[Interface markup and scripts]

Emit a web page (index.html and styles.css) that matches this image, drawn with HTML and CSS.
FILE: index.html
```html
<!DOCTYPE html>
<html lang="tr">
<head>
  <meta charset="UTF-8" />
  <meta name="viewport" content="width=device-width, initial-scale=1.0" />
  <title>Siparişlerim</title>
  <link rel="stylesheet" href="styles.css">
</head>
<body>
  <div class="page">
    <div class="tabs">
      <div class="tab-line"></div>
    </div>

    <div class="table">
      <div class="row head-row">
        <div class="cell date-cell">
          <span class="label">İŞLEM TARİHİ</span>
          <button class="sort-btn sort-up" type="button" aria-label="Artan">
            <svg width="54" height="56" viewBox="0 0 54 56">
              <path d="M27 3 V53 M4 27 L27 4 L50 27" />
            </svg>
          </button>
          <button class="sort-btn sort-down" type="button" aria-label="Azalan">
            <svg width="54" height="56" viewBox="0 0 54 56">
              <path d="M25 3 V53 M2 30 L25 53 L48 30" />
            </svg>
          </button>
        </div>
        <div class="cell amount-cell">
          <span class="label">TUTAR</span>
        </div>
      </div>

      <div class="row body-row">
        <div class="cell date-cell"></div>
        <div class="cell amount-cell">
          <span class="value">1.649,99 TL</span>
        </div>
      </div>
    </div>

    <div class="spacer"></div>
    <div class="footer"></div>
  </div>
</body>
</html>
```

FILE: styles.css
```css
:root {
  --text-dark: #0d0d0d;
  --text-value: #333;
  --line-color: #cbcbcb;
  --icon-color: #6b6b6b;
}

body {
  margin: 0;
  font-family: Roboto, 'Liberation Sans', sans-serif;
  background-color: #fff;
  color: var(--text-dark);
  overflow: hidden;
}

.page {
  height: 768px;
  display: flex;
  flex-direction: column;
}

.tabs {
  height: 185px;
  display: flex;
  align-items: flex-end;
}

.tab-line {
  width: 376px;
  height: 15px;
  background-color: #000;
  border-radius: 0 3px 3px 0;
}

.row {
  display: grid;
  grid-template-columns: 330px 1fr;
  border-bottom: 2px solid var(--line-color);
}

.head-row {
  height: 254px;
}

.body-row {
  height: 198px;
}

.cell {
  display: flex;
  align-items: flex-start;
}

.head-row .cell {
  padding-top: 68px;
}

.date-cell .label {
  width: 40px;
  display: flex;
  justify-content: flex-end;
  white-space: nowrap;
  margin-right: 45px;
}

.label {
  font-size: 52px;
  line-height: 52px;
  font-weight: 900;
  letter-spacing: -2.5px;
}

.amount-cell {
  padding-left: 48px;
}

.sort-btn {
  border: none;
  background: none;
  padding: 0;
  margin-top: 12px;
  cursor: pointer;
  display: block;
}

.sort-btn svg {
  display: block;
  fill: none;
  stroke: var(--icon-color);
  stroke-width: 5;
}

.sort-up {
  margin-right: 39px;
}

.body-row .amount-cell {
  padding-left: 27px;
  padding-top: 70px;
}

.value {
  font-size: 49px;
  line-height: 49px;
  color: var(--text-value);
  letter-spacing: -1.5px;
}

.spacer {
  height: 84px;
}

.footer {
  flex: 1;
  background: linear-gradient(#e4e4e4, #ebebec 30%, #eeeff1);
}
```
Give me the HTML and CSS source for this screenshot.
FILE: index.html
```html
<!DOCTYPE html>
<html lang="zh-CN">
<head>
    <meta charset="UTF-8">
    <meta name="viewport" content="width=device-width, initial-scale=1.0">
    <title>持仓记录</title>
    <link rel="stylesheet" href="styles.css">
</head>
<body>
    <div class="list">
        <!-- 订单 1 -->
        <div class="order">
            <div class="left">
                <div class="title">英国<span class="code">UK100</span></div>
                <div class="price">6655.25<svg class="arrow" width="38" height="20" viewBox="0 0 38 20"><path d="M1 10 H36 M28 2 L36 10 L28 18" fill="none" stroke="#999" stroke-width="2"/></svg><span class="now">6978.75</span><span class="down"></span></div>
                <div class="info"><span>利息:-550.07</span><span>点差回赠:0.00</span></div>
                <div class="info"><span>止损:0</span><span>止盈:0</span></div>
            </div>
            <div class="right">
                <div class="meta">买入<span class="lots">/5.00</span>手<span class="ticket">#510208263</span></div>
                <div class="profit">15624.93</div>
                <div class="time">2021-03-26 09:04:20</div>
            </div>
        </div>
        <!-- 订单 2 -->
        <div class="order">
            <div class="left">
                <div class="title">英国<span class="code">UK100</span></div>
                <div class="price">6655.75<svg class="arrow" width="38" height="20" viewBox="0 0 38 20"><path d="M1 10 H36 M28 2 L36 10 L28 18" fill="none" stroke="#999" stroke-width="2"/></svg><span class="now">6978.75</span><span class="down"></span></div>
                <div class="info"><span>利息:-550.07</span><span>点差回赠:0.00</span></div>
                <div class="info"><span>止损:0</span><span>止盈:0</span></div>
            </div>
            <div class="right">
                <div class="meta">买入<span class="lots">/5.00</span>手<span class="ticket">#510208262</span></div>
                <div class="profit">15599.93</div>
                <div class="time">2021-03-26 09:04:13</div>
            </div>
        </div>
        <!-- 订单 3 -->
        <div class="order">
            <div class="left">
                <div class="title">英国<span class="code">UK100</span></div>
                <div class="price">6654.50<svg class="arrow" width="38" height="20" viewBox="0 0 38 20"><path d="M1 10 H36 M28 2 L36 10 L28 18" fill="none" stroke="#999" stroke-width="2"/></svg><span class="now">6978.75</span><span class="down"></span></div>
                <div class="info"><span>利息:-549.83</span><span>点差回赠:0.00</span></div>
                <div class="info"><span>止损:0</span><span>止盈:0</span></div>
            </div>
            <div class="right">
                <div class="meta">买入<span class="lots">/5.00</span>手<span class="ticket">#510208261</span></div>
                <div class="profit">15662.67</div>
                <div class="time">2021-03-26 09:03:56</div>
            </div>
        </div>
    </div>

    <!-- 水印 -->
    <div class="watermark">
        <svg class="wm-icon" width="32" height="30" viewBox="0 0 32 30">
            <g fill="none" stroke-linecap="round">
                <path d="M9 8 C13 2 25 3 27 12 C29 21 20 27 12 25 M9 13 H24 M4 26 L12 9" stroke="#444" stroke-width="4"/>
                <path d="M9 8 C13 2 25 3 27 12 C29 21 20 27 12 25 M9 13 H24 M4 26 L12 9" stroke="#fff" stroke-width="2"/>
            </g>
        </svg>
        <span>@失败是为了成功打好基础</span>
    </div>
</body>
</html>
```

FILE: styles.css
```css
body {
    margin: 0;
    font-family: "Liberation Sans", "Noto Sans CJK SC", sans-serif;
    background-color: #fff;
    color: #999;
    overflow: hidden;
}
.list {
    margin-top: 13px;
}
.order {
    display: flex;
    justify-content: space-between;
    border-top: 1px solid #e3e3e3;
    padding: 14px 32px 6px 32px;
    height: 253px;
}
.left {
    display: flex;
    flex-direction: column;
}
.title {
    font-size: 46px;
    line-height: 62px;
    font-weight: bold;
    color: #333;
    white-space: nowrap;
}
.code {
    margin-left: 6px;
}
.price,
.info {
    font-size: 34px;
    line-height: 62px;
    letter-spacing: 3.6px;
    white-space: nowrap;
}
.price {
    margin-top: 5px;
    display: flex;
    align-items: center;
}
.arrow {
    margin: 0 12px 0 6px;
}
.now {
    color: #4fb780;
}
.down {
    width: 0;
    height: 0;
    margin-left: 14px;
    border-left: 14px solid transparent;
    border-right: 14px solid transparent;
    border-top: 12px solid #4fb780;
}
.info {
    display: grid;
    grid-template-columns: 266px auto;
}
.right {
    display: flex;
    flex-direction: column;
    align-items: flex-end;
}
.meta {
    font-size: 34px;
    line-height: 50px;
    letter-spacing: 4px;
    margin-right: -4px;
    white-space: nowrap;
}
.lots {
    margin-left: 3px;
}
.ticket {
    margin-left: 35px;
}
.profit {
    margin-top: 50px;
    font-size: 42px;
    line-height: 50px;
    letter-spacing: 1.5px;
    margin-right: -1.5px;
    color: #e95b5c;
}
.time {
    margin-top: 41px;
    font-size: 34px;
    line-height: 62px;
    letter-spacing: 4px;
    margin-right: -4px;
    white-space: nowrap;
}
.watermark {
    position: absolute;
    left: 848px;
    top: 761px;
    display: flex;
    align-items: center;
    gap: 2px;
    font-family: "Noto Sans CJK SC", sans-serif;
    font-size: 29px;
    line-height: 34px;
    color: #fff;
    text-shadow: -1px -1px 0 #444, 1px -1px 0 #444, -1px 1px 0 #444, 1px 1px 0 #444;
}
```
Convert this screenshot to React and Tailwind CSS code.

__Goal__. Copy out every line that includes the word "this".

__Solution__.
Emit a web page (index.html and styles.css) that matches this image, drawn with HTML and CSS.
Give me the HTML and CSS source for this screenshot.
Convert this screenshot to React and Tailwind CSS code.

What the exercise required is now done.